雁屋氏は、作中で、福島から「千差万別の事情」で離れられない人も大勢いる、と主人公に語らせているので、福島から避難することを主張することに大きな反発があることを予想していたと思われる。一方で、「外部の人間」が「自分たちの意見を言わないことは」「福島の人たちに嘘をつくことになる。」と主人公たちに語らせてもいる。それなりの覚悟があったようだ。
震災から3年が過ぎて、いまだ福島の人たちを苦しめる風評や健康への不安を敢て取り上げれば様々な反発が起き上がることは容易に想像できたろうが、多くの読者にこの問題を再考させたい、という強い意志を感じる。
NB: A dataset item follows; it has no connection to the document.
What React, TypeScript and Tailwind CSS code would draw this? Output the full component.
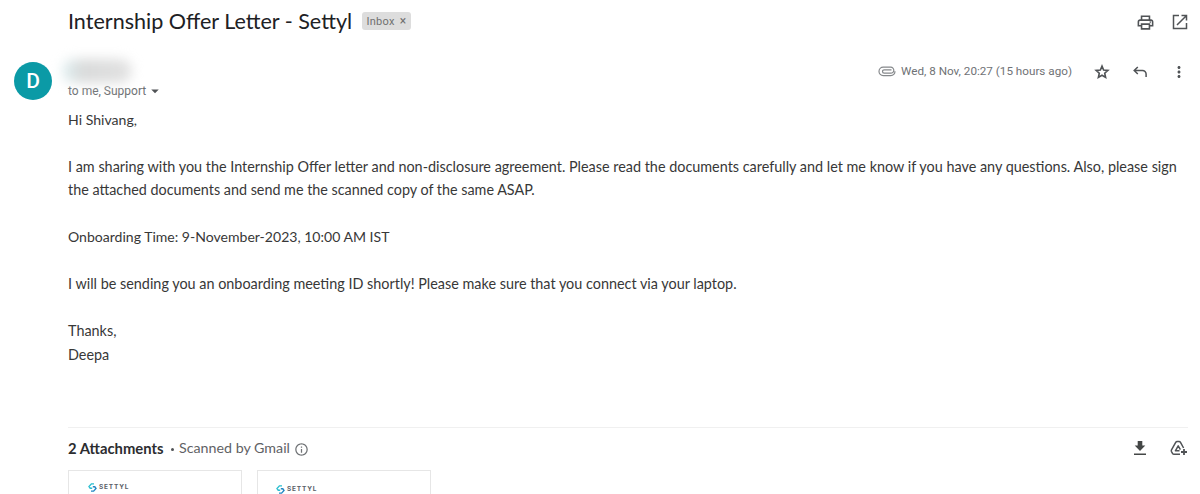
import { MdArrowDropDown, MdMoreVert, MdOutlineInfo, MdOutlinePrint } from 'react-icons/md';

type BodyLine = { text: string; size?: string };

const bodyLines: BodyLine[] = [
  { text: 'Hi Shivang,', size: 'text-[14.1px]' },
  { text: '' },
  {
    text: 'I am sharing with you the Internship Offer letter and non-disclosure agreement. Please read the documents carefully and let me know if you have any questions. Also, please sign',
  },
  { text: 'the attached documents and send me the scanned copy of the same ASAP.', size: 'text-[14.35px]' },
  { text: '' },
  { text: 'Onboarding Time: 9-November-2023, 10:00 AM IST', size: 'text-[14.05px]' },
  { text: '' },
  { text: 'I will be sending you an onboarding meeting ID shortly! Please make sure that you connect via your laptop.' },
  { text: '' },
  { text: 'Thanks,' },
  { text: 'Deepa', size: 'pt-px' },
];

function OpenIcon() {
  return (
    <svg width="16" height="16" viewBox="0 0 16 16" fill="none" stroke="#505356" strokeWidth="1.5">
      <path d="M7 1.5H1.5v13h13V9M9.5 1.5h5v5M14.3 1.7 5 11" />
    </svg>
  );
}

function ClipIcon() {
  return (
    <svg width="18" height="11" viewBox="0 0 18 11" fill="none" stroke="#85888b" strokeWidth="1.2">
      <path d="M13.5 3.8H6.2a1.7 1.7 0 0 0 0 3.4h6.6a3 3 0 0 0 0-6H5.2a4.2 4.2 0 0 0 0 8.4h7.6a4.2 4.2 0 0 0 4.2-4.3" />
    </svg>
  );
}

function StarIcon() {
  return (
    <svg width="18" height="18" viewBox="0 0 18 18" fill="none" stroke="#505356" strokeWidth="1.6">
      <path d="m9 3.1 1.6 3.9 4.3.4-3.2 2.8.9 4.2L9 12.2l-3.6 2.2.9-4.2-3.2-2.8 4.3-.4z" />
    </svg>
  );
}

function ReplyIcon() {
  return (
    <svg width="14" height="12" viewBox="0 0 14 12" fill="none" stroke="#505356" strokeWidth="1.5">
      <path d="M4.8 1 1.2 4.5 4.8 8M1.2 4.5H9.5a3.6 3.6 0 0 1 3.6 3.6V11" />
    </svg>
  );
}

function DownloadIcon() {
  return (
    <svg width="12" height="15" viewBox="0 0 12 15" fill="#444746">
      <path d="M3.7 0h4.6v4.5h3L6 10 .7 4.5h3zM0 12.5h12V14H0z" />
    </svg>
  );
}

function DriveIcon() {
  return (
    <svg width="18" height="16" viewBox="0 0 18 16" fill="none" stroke="#505356" strokeWidth="1.5" strokeLinejoin="round">
      <path d="M10 14.2H4Q3 14.2 2.5 13.3L1.5 11.6Q1 10.7 1.5 9.8L5.7 2.4Q6.2 1.5 7.2 1.5H9Q10 1.5 10.5 2.4L13.6 8" />
      <path d="M9.5 10.8H5.4l2.8-4.9 2.2 3.8" />
      <path d="M14 9v6M11 12h6" strokeWidth="1.8" />
    </svg>
  );
}

function SettylLogo() {
  return (
    <div className="flex items-center gap-[2px]">
      <svg width="9" height="9" viewBox="0 0 9 9" fill="none" strokeWidth="1.4">
        <path d="M6 .9H3.4L1 3.5l1.2 1.7h2" stroke="#2bbfd0" />
        <path d="M3 8.1h2.6L8 5.5 6.8 3.8h-2" stroke="#2488c4" />
      </svg>
      <span className="font-['Inter',sans-serif] text-[6.5px] leading-[9px] font-bold tracking-[0.8px] text-[#5b6068]">SETTYL</span>
    </div>
  );
}

export default function App() {
  return (
    <div className="h-[494px] w-[1200px] overflow-hidden bg-white font-['Roboto',sans-serif] text-[#202124]">
      <header className="flex h-[42px] items-center pr-3 pl-[68px]">
        <h1 className="w-[284px] font-['Lato',sans-serif] text-[21.55px] leading-[26px] whitespace-nowrap">
          Internship Offer Letter - Settyl
        </h1>
        <span className="ml-[10px] flex h-[18px] w-[49px] items-center justify-center gap-[5px] rounded-[3px] bg-[#dddddd] pt-px text-[11px] leading-[17px] tracking-[0.3px] text-[#707070]">
          Inbox <span className="text-[12px]">×</span>
        </span>
        <div className="ml-auto flex items-center gap-[17px] pt-[2px]">
          <MdOutlinePrint size={19} color="#505356" />
          <OpenIcon />
        </div>
      </header>

      <section className="flex h-[66px] pr-3 pl-[14px]">
        <div className="mt-[20px] flex size-[38px] items-center justify-center rounded-full bg-[#0b9aa6] pt-[2px] text-[21px] font-medium text-white">
          D
        </div>
        <div className="ml-4 flex flex-col pt-[17px]">
          <div className="-ml-[6px] h-[24px] w-[70px] rounded-full bg-linear-to-r from-[#dff1f3] via-[#d9dada] via-30% to-[#e2e2e2] blur-[6px]" />
          <div className="flex h-[15px] items-center text-[12px] text-[#6f7275]">
            to me, Support <MdArrowDropDown size={18} color="#505356" />
          </div>
        </div>
        <div className="ml-auto flex h-[59px] items-center text-[11.7px] text-[#6f7275]">
          <ClipIcon />
          <span className="ml-[5px] w-[172px] whitespace-nowrap">Wed, 8 Nov, 20:27 (15 hours ago)</span>
          <span className="ml-5"><StarIcon /></span>
          <span className="ml-[22px]"><ReplyIcon /></span>
          <MdMoreVert size={18} color="#505356" className="ml-[23px]" />
        </div>
      </section>

      <main className="h-[319px] pl-[68px] font-['Lato',sans-serif] text-[14.4px] leading-[23.45px] text-[#383838]">
        {bodyLines.map((line, i) => (
          <p key={i} className={`h-[23.45px] whitespace-nowrap ${line.size ?? ''}`}>{line.text}</p>
        ))}
      </main>

      <footer className="mr-3 ml-[68px] border-t border-[#f0f0f0]">
        <div className="flex h-[42px] items-center font-['Lato',sans-serif] text-[14.25px]">
          <span className="w-[96px] pb-[2px] text-[14.8px] font-bold whitespace-nowrap text-[#2c2d30]">2 Attachments</span>
          <span className="ml-[7px] size-[3px] rounded-full bg-[#505356]" />
          <span className="ml-[5px] pb-[2px] text-[#5f6265]">Scanned by Gmail</span>
          <MdOutlineInfo size={15} color="#707376" className="ml-1" />
          <div className="ml-auto flex items-center gap-6 pb-[2px]">
            <DownloadIcon />
            <DriveIcon />
          </div>
        </div>
        <div className="flex gap-[15px]">
          <div className="h-[40px] w-[174px] border border-[#e6e6e6] pt-[12px] pl-[19px]">
            <SettylLogo />
          </div>
          <div className="h-[40px] w-[174px] border border-[#e6e6e6] pt-[14px] pl-[18px]">
            <SettylLogo />
          </div>
        </div>
      </footer>
    </div>
  );
}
結果として、読者のみならず、ニュースを知った人たちに、この問題を知らしめた、という観点から、意味はあったと思う。
編集部が、今回の“美味しんぼ”を巻頭ではなく、最後から2番目に掲載した理由は不明だが、10ページにわたり、「『美味しんぼ』福島の真実編に寄せられたご批判とご意見」と題して、識者や行政の意見を掲載したのは漫画週刊誌としては異例だ。学者の意見も様々であり、放射能の影響に関してはこれだけ様々な意見がある。それがこの問題の複雑さであり、取り上げる難しさでもある。是非多くの人に読んでもらいたい。
筆者は、今回の騒動が、表現の自由の問題などにすりかわってはならないと考える。今後何十年も続く、福島第一の処理と放射性廃棄物の処理、廃炉の問題は、日本国民一人一人の問題だ。決して、避けては通れない。私たちは、これらの問題から目を背けず、多くの意見に耳を傾け、自ら判断することが必要だ。そうしてリテラシーを上げることが、他人の意見に左右されない、確固たる行動につながると思う。そして、それが原子力と生きていかねばならない日本人の責務なのだ。
[追記]最後に、私も父の故郷は福島であり、母も東北出身である。風評や風化の二つの「風」に立ち向かうことが、私たちの責務であると考えている。東北の食材を紹介する会の開催や被災企業の取材などを通し、広く人々に被災地の実態を知ってもらう活動を今後も続けていく。